Included in this section is Salt Crystal Bridal Gown (2014), a series of eight underwater photographs documenting a replica of the black Hasidic dress worn by Hanna Rovina, the early 20th-century Hebrew theater actress who famously performed the role of a young bride possessed by the spirit of her dead lover in the play The Dybbuk (Between Two Worlds). These underwater photographs document the process of crystallization which turns the black dress completely white with salt crystals—much like a bride, but one that has been transfixed, like the Biblical Lot’s wife.

Other highlights include the premiere of a new video work Island in the Sun (Bridge II) (2022) depicting a pile of shoes Landau erected on a natural salt island in the Dead Sea that gradually turns white as they are exposed to the blanching effects of the salt. This section also continues to explore Landau’s recurring use of watermelons, a symbol of life and sweetness, including her renowned video work DeadSee (2005) in which she floats in the sea among a spiral of watermelons, and Watermelon Table (2007), which evokes the imagery of The Last Supper through watermelon carcasses placed on a table of salt, causing them to constantly change form in reaction to the substance.

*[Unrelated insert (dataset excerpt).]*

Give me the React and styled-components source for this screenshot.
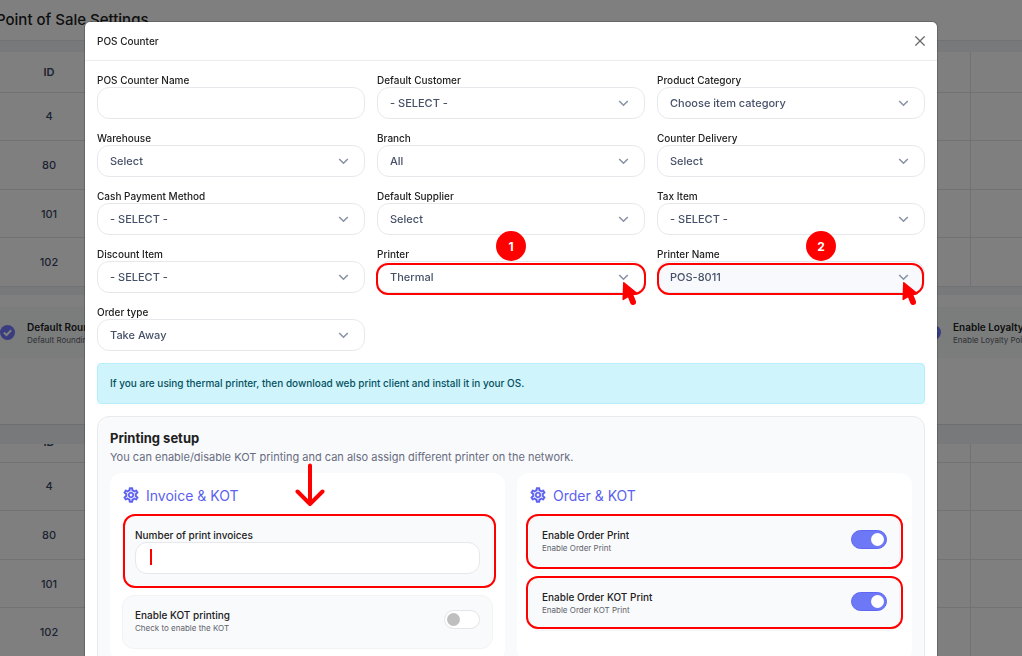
import React from "react";
import styled, {createGlobalStyle, css} from "styled-components";
import {MdOutlineSettings} from "react-icons/md";

const GlobalStyle = createGlobalStyle`
  * {
    box-sizing: border-box;
  }

  body {
    margin: 0;
    font-family: Inter, "Liberation Sans", sans-serif;
    font-size: 11px;
    font-weight: 500;
    color: #212121;
  }
`;

const Page = styled.div`
  height: 100vh;
  overflow: hidden;
  background: #eef2f6;
`;

const TopBar = styled.header`
  height: 41px;
  display: flex;
  align-items: center;
  background: #fff;
  border-bottom: 1px solid #e3e5e8;
`;

const PageTitle = styled.h1`
  margin: 0 0 2px;
  font-size: 15px;
  font-weight: 500;
  text-indent: -4px;
`;

const TableCard = styled.section`
  margin-top: ${(props) => props.$gap}px;
  overflow: hidden;
  background: #fff;
`;

const Table = styled.table`
  width: 100%;
  height: 235px;
  margin-top: ${(props) => (props.$scrolled ? "-22px" : "0")};
  table-layout: fixed;
  border-collapse: collapse;
  color: #3a4664;

  th, td {
    padding: 0;
    text-align: center;
    border-bottom: 1px solid #e3e5e8;
  }

  th {
    height: 40px;
    font-weight: 600;
  }

  th:first-child {
    width: 98px;
  }

  th:last-child {
    width: 52px;
  }

  th:last-child, td:last-child {
    border-left: 1px solid #e3e5e8;
  }
`;

const OptionsCard = styled.section`
  height: 130px;
  margin-top: 8px;
  padding-top: 12px;
  background: #fff;
  border-bottom: 1px solid #dcdee2;
`;

const OptionsBar = styled.div`
  height: 51px;
  display: grid;
  grid-template-columns: 1fr 96px;
  align-items: center;
  background: #f6fafa;
`;

const Option = styled.div`
  display: flex;
  align-items: center;
  gap: 12px;
  overflow: hidden;
  white-space: nowrap;

  svg {
    flex: none;
  }
`;

const Overlay = styled.div`
  position: fixed;
  inset: 0;
  padding: 22px 16px;
  overflow: hidden;
  background: rgba(0, 0, 0, 0.5);
`;

const Modal = styled.div`
  max-width: 852px;
  margin: 0 auto;
  background: #fff;
  border-radius: 5px;
  box-shadow: 0 0 0 1px rgba(0, 0, 0, 0.2);
`;

const ModalHeader = styled.div`
  height: 39px;
  padding: 0 12px;
  display: flex;
  align-items: center;
  justify-content: space-between;
  border-bottom: 1px solid #ececee;
`;

const ModalTitle = styled.h2`
  margin: 0;
  font-size: 10px;
  font-weight: 500;
`;

const CloseButton = styled.button`
  display: flex;
  padding: 0;
  border: none;
  background: none;
  cursor: pointer;
`;

const ModalBody = styled.div`
  padding: 12px;
  display: flex;
  flex-direction: column;
  gap: 12px;
`;

const FieldGrid = styled.div`
  display: grid;
  grid-template-columns: repeat(3, 1fr);
  gap: 12px;
`;

const FieldBox = styled.div`
  position: relative;
`;

const Label = styled.label`
  display: block;
  font-size: 10px;
  line-height: 14px;
`;

const OptionTitle = styled.div`
  font-size: 10px;
  font-weight: 600;
  line-height: 14px;
`;

const Control = styled.div`
  position: relative;
`;

const boxStyle = css`
  display: block;
  width: 100%;
  height: 32px;
  padding: 0 12px;
  border: 1px solid #e6e8ec;
  border-radius: 12px;
  background: ${(props) => (props.$muted ? "#f8f9fc" : "#fff")};
  color: #465168;
  font: inherit;
`;

const TextInput = styled.input`
  ${boxStyle}
`;

const Select = styled.select`
  ${boxStyle}
  appearance: none;
`;

const Chevron = styled.svg`
  position: absolute;
  top: 13px;
  right: 16px;
  pointer-events: none;
`;

const Highlight = styled.div`
  position: absolute;
  inset: ${(props) => props.$inset};
  border: 2px solid #ff0000;
  border-radius: 12px;
  pointer-events: none;
`;

const Badge = styled.span`
  position: absolute;
  top: -16px;
  left: calc(50% + ${(props) => props.$shift}px);
  width: 30px;
  height: 30px;
  margin-left: -15px;
  display: flex;
  align-items: center;
  justify-content: center;
  border-radius: 50%;
  background: #ff0000;
  color: #fff;
  font-size: 12px;
  font-weight: 700;
`;

const Pointer = styled.svg`
  position: absolute;
  top: 20px;
  right: 7px;
  pointer-events: none;
`;

const Caret = styled.span`
  position: absolute;
  top: 7px;
  left: 15px;
  width: 2px;
  height: 16px;
  background: #ff0000;
`;

const Notice = styled.div`
  padding: 12px;
  line-height: 15px;
  font-size: 10px;
  border: 1px solid #b6effb;
  border-radius: 4px;
  background: #cff4fc;
  color: #055160;
`;

const Setup = styled.section`
  padding: 12px;
  border: 1px solid #e8eaed;
  border-radius: 12px;
  background: #f9fafc;
`;

const SetupTitle = styled.h3`
  margin: 0;
  font-size: 13px;
  font-weight: 700;
  line-height: 18px;
`;

const SetupText = styled.p`
  margin: 2px 0 8px;
  color: #686c80;
  font-weight: 400;
  line-height: 16px;
`;

const Cards = styled.div`
  display: grid;
  grid-template-columns: repeat(2, 1fr);
  gap: 12px;
`;

const Card = styled.div`
  position: relative;
  padding: 12px;
  display: flex;
  flex-direction: column;
  gap: 8px;
  border-radius: 12px;
  background: #fff;
`;

const CardTitle = styled.h4`
  margin: 0 0 2px;
  height: 20px;
  display: flex;
  align-items: center;
  gap: 6px;
  color: #5b5ff0;
  font-size: 14px;
  font-weight: 400;

  path:last-child {
    stroke-width: 0.6px;
  }
`;

const Tile = styled.div`
  position: relative;
  padding: 12px;
  border: 1px solid #f1f3f5;
  border-radius: 12px;
  background: #f9fafc;
`;

const SwitchTile = styled(Tile)`
  height: 54px;
  display: flex;
  align-items: flex-start;
  justify-content: space-between;
`;

const Hint = styled.small`
  display: block;
  color: #5f636b;
  font-size: 8px;
  font-weight: 400;
  line-height: 12px;
`;

const Switch = styled.input`
  appearance: none;
  width: 36px;
  height: 19px;
  margin: 2px 0 0;
  padding: 2px;
  border: 1px solid #e3e5e8;
  border-radius: 10px;
  background: #fff;

  &::before {
    content: "";
    display: block;
    width: 13px;
    height: 13px;
    border-radius: 50%;
    background: #bfbfbf;
  }

  &:checked {
    border-color: #5f67f2;
    background: #6d78f7;
  }

  &:checked::before {
    margin-left: auto;
    background: #fff;
  }
`;

const DownArrow = styled.svg`
  position: absolute;
  top: -10px;
  left: 185px;
`;

const ids = [4, 80, 101, 102];

const fields = [
    {id: "name", label: "POS Counter Name"},
    {id: "customer", label: "Default Customer", value: "- SELECT -"},
    {id: "category", label: "Product Category", value: "Choose item category"},
    {id: "warehouse", label: "Warehouse", value: "Select"},
    {id: "branch", label: "Branch", value: "All"},
    {id: "delivery", label: "Counter Delivery", value: "Select"},
    {id: "cash", label: "Cash Payment Method", value: "- SELECT -"},
    {id: "supplier", label: "Default Supplier", value: "Select"},
    {id: "tax", label: "Tax Item", value: "- SELECT -"},
    {id: "discount", label: "Discount Item", value: "- SELECT -"},
    {id: "printer", label: "Printer", value: "Thermal", step: 1, shift: 0, inset: "2px -1px -2px"},
    {id: "printerName", label: "Printer Name", value: "POS-8011", step: 2, shift: 30, inset: "2px 1px -2px 0", muted: true},
    {id: "orderType", label: "Order type", value: "Take Away"},
];

const CounterTable = ({gap, scrolled}) => (
    <TableCard $gap={gap}>
        <Table $scrolled={scrolled}>
            <thead>
                <tr><th>ID</th><th/><th/></tr>
            </thead>
            <tbody>
                {ids.map((id) => (
                    <tr key={id}><td>{id}</td><td/><td/></tr>
                ))}
            </tbody>
        </Table>
    </TableCard>
);

const CheckedOption = ({title}) => (
    <Option>
        <svg width="15" height="15" viewBox="0 0 15 15" fill="none">
            <circle cx="7.5" cy="7.5" r="7.5" fill="#7278ff"/>
            <path d="M3.8 7.6 6.5 10 11.2 5.2" stroke="#fff" strokeWidth="2"/>
        </svg>
        <div>
            <OptionTitle>{title}</OptionTitle>
            <Hint>{title}</Hint>
        </div>
    </Option>
);

const Field = ({field}) => (
    <FieldBox>
        <Label htmlFor={field.id}>{field.label}</Label>
        <Control>
            {field.value ? (
                <>
                    <Select id={field.id} $muted={field.muted}>
                        <option>{field.value}</option>
                    </Select>
                    <Chevron width="11" height="7" viewBox="0 0 11 7" fill="none" stroke="#8a93a5" strokeWidth="1.6">
                        <path d="M1.2 1 5.5 5.2 9.8 1"/>
                    </Chevron>
                </>
            ) : (
                <TextInput id={field.id} type="text"/>
            )}
            {field.step && (
                <>
                    <Highlight $inset={field.inset}/>
                    <Pointer width="16" height="25" viewBox="0 0 16 25" fill="#ff0000" stroke="#ff0000" strokeLinejoin="round">
                        <path d="M1.8 1.8 15 12.6 10 13.8 5.5 15.8 1.2 18.4Z" strokeWidth="1.5"/>
                        <path d="M7.5 12 11 21" strokeWidth="6" strokeLinecap="round"/>
                    </Pointer>
                </>
            )}
        </Control>
        {field.step && <Badge $shift={field.shift}>{field.step}</Badge>}
    </FieldBox>
);

const SwitchRow = ({id, title, hint, on, inset}) => (
    <SwitchTile>
        <div>
            <Label htmlFor={id}>{title}</Label>
            <Hint>{hint}</Hint>
        </div>
        <Switch id={id} type="checkbox" defaultChecked={on}/>
        {inset && <Highlight $inset={inset}/>}
    </SwitchTile>
);

const App = () => {
    return (
        <>
            <GlobalStyle/>
            <Page>
                <TopBar>
                    <PageTitle>Point of Sale Settings</PageTitle>
                </TopBar>
                <CounterTable gap={11}/>
                <OptionsCard>
                    <OptionsBar>
                        <CheckedOption title="Default Rounding"/>
                        <CheckedOption title="Enable Loyalty Points"/>
                    </OptionsBar>
                </OptionsCard>
                <CounterTable gap={19} scrolled/>
            </Page>
            <Overlay>
                <Modal role="dialog" aria-labelledby="modalTitle">
                    <ModalHeader>
                        <ModalTitle id="modalTitle">POS Counter</ModalTitle>
                        <CloseButton type="button" aria-label="Close">
                            <svg width="10" height="10" viewBox="0 0 10 10" stroke="#6a6a6a" strokeWidth="1.3">
                                <path d="M0.4 0.4 9.6 9.6M9.6 0.4 0.4 9.6"/>
                            </svg>
                        </CloseButton>
                    </ModalHeader>
                    <ModalBody>
                        <FieldGrid>
                            {fields.map((field) => (
                                <Field key={field.id} field={field}/>
                            ))}
                        </FieldGrid>
                        <Notice>
                            If you are using thermal printer, then download web print client and install it in your OS.
                        </Notice>
                        <Setup>
                            <SetupTitle>Printing setup</SetupTitle>
                            <SetupText>
                                You can enable/disable KOT printing and can also assign different printer on the network.
                            </SetupText>
                            <Cards>
                                <Card>
                                    <CardTitle><MdOutlineSettings size={18}/>Invoice &amp; KOT</CardTitle>
                                    <Tile>
                                        <Label htmlFor="invoices">Number of print invoices</Label>
                                        <Control>
                                            <TextInput id="invoices" type="text"/>
                                            <Caret/>
                                        </Control>
                                        <Highlight $inset="-2px -4px -2px 0"/>
                                    </Tile>
                                    <SwitchRow id="kot" title="Enable KOT printing" hint="Check to enable the KOT"/>
                                    <DownArrow width="30" height="44" viewBox="0 0 30 44" fill="none" stroke="#ff0000" strokeWidth="4" strokeLinecap="round" strokeLinejoin="round">
                                        <path d="M15 2.5V41M2.5 28.5 15 41 27.5 28.5"/>
                                    </DownArrow>
                                </Card>
                                <Card>
                                    <CardTitle><MdOutlineSettings size={18}/>Order &amp; KOT</CardTitle>
                                    <SwitchRow id="order" title="Enable Order Print" hint="Enable Order Print" on inset="-2px -4px -1px"/>
                                    <SwitchRow id="orderKot" title="Enable Order KOT Print" hint="Enable Order KOT Print" on inset="-2px -4px 1px"/>
                                </Card>
                            </Cards>
                        </Setup>
                    </ModalBody>
                </Modal>
            </Overlay>
        </>
    );
};

export default App;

The second part of the exhibition brings visitors out of the water to consider the ecological issues and political divides surrounding this environment, as well as humanity’s potential to rise above them. Looming large in the background of this section is the tragedy of the Dead Sea and the ecological man-made disaster that requires government intervention and cooperation between Israel and neighboring countries. Presented in the last gallery space are works connected to the idea of a bridge from the Israeli to the Jordanian side of the Dead Sea, a proposal Landau has been working on for more than a decade. These include the Salt Bridge Summit, a video installation she created for the 2011 Venice Biennale depicting a conference room in which a fictional discussion is aired concerning the bridge while a young girl ties the shoes of the participants together beneath the conference table. Furthering Landau’s exploration of overcoming divisions and finding connection, a new series of video works will be presented, including David (Bridge I) (2022), which shows a man skipping stones from the western part of the sea, and Across the Divide (Bridge III) (2022), featuring a young man walking on a tight rope above the landscape of the Dead Sea looking eastward. After following Landau into the depths of the salt water and experiencing both the magnificence and the devastation of the Dead Sea, the exhibition closes on an optimistic note, with the hope that we can build a bridge over burning waters.